[Code that builds pages]
◇ ◇ ◇ ◇ ◇

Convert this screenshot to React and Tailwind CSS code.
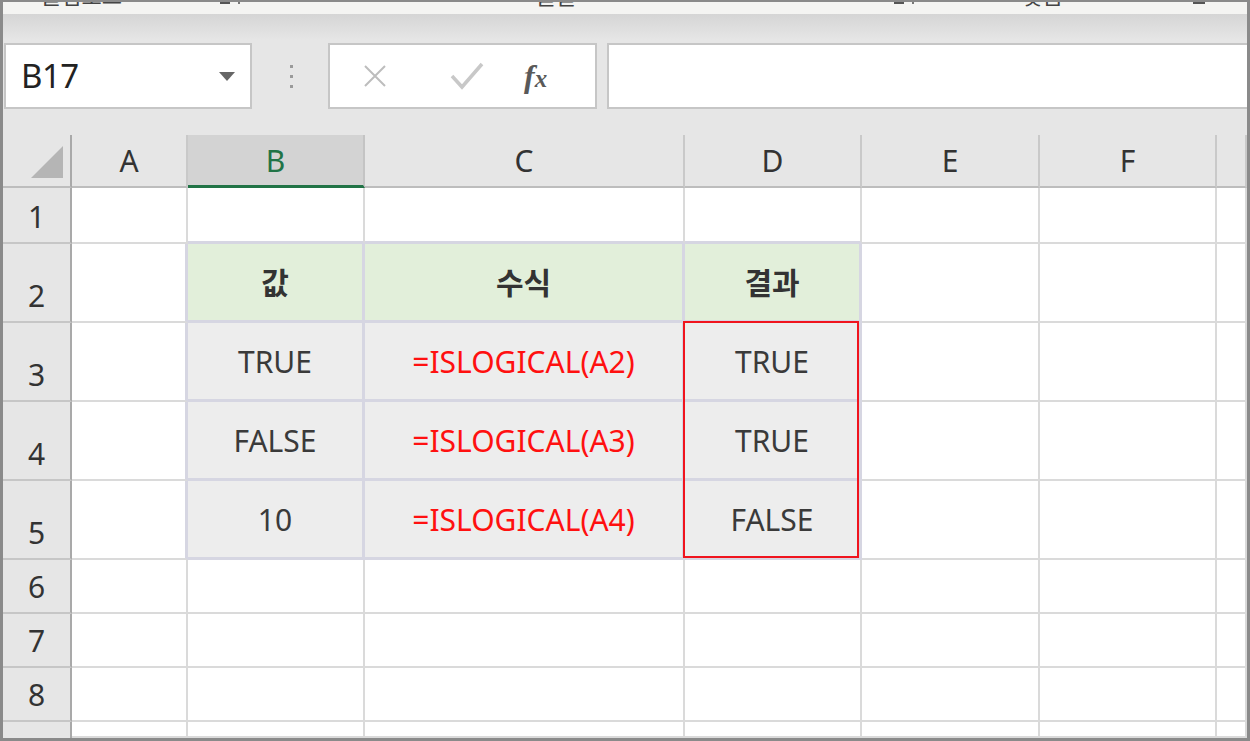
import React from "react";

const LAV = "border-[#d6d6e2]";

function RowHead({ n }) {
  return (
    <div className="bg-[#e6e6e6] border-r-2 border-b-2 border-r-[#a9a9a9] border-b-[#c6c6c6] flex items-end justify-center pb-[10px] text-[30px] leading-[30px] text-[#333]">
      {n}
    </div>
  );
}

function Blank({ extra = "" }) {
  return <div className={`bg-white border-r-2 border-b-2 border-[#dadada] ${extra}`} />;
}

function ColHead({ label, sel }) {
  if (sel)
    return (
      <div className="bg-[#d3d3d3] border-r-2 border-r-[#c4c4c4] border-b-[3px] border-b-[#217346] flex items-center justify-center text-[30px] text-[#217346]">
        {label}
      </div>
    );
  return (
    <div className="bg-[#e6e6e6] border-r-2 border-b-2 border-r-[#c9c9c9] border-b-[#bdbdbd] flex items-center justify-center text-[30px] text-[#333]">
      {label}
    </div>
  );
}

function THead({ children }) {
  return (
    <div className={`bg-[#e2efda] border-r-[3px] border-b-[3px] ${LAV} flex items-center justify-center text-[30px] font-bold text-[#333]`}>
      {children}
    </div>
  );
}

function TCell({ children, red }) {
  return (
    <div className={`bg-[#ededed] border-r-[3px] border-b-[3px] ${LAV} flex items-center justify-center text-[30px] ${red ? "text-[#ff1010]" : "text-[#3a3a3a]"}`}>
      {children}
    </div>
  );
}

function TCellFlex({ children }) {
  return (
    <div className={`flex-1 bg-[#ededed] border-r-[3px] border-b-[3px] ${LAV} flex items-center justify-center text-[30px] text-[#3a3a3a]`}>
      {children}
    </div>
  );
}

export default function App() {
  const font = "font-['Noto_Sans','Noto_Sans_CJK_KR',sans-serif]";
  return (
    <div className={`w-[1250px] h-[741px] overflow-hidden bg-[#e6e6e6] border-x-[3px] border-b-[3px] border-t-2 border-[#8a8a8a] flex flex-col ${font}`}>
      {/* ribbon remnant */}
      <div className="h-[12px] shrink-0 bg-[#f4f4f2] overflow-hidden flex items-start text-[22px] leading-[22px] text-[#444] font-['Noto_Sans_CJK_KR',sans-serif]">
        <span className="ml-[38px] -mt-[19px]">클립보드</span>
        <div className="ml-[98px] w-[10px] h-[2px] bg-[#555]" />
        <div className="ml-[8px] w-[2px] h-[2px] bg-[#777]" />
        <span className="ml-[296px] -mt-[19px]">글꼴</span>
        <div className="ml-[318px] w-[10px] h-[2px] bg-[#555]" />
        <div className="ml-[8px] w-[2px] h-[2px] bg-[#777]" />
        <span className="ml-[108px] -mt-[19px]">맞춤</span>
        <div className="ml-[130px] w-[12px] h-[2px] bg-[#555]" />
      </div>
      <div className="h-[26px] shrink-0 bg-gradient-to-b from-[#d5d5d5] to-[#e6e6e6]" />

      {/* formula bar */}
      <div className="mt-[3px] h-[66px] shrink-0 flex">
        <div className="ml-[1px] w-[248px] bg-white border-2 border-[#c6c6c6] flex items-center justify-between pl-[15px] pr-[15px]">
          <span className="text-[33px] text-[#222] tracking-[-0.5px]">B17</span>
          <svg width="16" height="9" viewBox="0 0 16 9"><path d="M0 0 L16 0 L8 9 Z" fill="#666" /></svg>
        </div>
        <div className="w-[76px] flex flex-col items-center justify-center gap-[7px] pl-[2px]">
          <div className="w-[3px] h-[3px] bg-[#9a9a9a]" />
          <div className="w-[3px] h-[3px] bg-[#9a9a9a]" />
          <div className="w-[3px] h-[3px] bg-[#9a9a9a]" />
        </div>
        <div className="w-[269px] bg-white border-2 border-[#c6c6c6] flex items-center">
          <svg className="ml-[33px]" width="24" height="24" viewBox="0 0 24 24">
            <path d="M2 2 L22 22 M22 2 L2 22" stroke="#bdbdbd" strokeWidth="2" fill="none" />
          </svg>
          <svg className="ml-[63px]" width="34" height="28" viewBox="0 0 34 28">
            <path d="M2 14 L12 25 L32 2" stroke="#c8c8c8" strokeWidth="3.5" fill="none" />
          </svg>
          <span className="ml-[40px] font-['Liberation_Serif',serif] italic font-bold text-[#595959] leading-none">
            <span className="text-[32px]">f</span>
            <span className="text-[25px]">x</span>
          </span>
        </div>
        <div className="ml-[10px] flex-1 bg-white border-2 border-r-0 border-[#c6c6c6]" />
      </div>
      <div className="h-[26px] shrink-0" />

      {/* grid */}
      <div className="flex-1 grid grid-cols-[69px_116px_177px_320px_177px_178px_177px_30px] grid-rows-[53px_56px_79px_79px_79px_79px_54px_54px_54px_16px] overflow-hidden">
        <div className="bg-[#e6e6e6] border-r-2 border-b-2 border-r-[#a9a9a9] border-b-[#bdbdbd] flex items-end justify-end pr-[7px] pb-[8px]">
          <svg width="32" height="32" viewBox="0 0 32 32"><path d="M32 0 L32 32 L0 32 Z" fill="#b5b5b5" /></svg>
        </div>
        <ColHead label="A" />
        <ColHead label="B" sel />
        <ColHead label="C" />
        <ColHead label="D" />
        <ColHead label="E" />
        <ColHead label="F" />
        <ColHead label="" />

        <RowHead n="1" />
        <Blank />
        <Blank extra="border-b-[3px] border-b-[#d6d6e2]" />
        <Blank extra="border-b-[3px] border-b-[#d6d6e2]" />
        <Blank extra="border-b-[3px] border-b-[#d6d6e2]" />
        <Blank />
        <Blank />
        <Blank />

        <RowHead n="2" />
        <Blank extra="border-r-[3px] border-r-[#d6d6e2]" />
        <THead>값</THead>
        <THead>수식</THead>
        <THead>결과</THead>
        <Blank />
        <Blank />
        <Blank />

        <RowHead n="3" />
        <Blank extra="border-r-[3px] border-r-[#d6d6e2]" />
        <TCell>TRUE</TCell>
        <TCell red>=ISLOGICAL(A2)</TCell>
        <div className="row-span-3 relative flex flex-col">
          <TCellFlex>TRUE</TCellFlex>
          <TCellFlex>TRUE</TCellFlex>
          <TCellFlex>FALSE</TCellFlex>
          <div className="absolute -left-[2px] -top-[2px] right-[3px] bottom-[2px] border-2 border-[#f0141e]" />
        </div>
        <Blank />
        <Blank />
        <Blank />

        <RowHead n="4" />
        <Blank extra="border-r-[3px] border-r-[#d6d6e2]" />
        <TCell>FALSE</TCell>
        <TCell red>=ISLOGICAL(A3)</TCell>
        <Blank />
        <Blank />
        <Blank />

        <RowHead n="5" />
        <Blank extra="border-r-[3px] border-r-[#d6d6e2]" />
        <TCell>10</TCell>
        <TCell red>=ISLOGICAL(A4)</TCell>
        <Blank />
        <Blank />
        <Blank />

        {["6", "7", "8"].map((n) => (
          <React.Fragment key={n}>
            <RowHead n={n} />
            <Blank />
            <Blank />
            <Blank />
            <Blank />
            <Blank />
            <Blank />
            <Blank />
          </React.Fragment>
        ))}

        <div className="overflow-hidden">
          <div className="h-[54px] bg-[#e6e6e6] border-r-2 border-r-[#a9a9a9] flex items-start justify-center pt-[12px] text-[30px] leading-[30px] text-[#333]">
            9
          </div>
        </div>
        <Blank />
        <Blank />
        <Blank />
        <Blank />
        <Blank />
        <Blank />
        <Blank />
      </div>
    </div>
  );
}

◇ ◇ ◇ ◇ ◇

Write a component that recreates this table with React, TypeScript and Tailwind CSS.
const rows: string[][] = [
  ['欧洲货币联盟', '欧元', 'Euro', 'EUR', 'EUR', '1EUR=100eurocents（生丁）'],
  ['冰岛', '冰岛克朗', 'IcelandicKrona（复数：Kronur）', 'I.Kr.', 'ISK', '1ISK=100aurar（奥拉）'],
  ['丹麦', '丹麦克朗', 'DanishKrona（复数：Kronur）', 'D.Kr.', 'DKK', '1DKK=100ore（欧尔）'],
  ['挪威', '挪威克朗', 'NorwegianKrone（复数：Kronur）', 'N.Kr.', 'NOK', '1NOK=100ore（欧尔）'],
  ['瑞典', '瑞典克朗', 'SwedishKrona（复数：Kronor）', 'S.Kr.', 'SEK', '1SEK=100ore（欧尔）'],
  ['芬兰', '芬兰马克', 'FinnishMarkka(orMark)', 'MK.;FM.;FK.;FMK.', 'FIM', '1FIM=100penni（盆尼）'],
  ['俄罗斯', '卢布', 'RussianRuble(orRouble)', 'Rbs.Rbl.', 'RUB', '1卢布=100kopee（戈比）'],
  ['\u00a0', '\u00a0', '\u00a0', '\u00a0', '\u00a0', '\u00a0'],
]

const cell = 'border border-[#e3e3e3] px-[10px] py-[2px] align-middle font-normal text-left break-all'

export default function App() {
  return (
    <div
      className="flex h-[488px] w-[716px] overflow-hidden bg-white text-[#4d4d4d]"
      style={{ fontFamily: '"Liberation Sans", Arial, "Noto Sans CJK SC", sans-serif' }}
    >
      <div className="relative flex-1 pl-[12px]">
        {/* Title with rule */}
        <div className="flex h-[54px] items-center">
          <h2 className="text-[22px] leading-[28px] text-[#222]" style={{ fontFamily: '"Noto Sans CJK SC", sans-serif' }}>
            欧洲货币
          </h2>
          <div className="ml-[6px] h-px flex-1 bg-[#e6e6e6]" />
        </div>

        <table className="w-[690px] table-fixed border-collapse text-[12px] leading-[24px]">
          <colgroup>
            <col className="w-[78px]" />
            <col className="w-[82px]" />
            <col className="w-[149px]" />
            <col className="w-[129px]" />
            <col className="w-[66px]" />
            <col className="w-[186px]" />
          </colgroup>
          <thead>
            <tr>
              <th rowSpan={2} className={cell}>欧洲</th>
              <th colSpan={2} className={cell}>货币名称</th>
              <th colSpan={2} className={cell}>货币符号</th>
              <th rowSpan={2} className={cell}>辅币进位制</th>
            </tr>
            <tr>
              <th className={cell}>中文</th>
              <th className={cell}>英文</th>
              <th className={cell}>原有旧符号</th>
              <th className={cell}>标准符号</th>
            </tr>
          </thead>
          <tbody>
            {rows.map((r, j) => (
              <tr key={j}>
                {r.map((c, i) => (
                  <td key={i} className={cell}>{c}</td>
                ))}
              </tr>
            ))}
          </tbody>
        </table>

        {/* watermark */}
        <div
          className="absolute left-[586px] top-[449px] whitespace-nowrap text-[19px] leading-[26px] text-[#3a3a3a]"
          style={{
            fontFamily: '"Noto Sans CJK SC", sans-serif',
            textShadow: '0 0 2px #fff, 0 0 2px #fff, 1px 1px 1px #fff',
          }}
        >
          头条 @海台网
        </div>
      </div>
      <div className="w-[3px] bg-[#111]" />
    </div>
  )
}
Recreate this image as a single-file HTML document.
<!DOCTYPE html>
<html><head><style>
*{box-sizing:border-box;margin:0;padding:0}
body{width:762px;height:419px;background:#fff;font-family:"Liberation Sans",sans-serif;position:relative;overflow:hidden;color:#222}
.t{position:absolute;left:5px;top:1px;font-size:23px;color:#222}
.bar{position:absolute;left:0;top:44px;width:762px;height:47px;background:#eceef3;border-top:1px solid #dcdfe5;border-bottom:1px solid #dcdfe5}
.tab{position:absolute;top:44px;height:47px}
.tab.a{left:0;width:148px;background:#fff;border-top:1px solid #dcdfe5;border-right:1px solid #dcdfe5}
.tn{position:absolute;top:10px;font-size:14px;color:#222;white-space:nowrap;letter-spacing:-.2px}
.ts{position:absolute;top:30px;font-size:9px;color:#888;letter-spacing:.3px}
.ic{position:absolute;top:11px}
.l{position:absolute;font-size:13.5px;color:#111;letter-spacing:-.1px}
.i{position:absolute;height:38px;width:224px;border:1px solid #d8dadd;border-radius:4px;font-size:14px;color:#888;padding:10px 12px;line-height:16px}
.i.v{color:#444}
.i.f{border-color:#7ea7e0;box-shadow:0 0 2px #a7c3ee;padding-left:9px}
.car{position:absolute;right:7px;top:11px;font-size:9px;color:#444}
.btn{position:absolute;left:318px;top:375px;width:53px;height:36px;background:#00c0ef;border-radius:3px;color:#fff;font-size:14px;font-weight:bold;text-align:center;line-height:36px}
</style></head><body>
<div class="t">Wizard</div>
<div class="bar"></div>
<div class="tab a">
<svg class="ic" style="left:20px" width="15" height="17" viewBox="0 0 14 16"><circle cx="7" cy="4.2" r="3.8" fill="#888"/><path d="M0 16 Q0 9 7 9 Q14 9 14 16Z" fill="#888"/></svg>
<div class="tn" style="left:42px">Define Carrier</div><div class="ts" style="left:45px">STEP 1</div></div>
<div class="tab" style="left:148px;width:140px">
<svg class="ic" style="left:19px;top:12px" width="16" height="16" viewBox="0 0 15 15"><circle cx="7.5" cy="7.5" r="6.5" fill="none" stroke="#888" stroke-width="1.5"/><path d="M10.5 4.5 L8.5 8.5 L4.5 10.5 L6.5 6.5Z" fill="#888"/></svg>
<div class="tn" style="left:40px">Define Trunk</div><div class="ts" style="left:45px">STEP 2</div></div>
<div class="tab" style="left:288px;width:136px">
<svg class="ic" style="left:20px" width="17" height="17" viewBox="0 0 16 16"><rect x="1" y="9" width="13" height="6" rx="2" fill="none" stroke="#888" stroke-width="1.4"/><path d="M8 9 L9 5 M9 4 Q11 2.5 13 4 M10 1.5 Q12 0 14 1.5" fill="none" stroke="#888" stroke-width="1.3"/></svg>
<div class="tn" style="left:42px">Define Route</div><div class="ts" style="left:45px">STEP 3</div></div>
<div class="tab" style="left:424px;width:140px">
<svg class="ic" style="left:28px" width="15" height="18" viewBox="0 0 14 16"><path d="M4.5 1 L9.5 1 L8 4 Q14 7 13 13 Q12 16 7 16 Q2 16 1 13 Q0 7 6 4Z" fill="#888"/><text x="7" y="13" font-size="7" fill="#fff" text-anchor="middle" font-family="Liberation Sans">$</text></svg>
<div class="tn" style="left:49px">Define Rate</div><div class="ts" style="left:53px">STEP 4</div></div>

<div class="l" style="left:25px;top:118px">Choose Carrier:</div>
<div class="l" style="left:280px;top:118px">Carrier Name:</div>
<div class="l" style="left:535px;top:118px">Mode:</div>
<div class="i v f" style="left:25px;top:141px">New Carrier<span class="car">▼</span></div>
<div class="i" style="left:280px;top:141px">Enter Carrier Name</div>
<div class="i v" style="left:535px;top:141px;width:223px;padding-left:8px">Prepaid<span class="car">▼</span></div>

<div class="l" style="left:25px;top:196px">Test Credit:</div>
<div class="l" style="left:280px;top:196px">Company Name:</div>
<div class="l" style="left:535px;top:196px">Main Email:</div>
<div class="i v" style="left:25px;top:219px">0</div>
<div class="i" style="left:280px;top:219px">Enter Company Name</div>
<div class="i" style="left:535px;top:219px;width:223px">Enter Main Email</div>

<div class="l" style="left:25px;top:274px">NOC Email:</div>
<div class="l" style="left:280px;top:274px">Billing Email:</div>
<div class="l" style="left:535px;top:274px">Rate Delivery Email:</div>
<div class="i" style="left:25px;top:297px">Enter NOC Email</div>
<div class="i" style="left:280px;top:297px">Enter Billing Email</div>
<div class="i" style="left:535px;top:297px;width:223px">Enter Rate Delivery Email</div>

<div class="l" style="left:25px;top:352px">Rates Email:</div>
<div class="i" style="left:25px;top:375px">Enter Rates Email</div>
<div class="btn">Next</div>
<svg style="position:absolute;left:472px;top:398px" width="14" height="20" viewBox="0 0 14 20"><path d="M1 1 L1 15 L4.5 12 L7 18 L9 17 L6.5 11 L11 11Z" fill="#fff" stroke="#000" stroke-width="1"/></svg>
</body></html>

◇ ◇ ◇ ◇ ◇

» Written instruction:
Extract, from the listing above, every line where the string "with" occurs.

» Finished answer:
Write a component that recreates this table with React, TypeScript and Tailwind CSS.
        {/* Title with rule */}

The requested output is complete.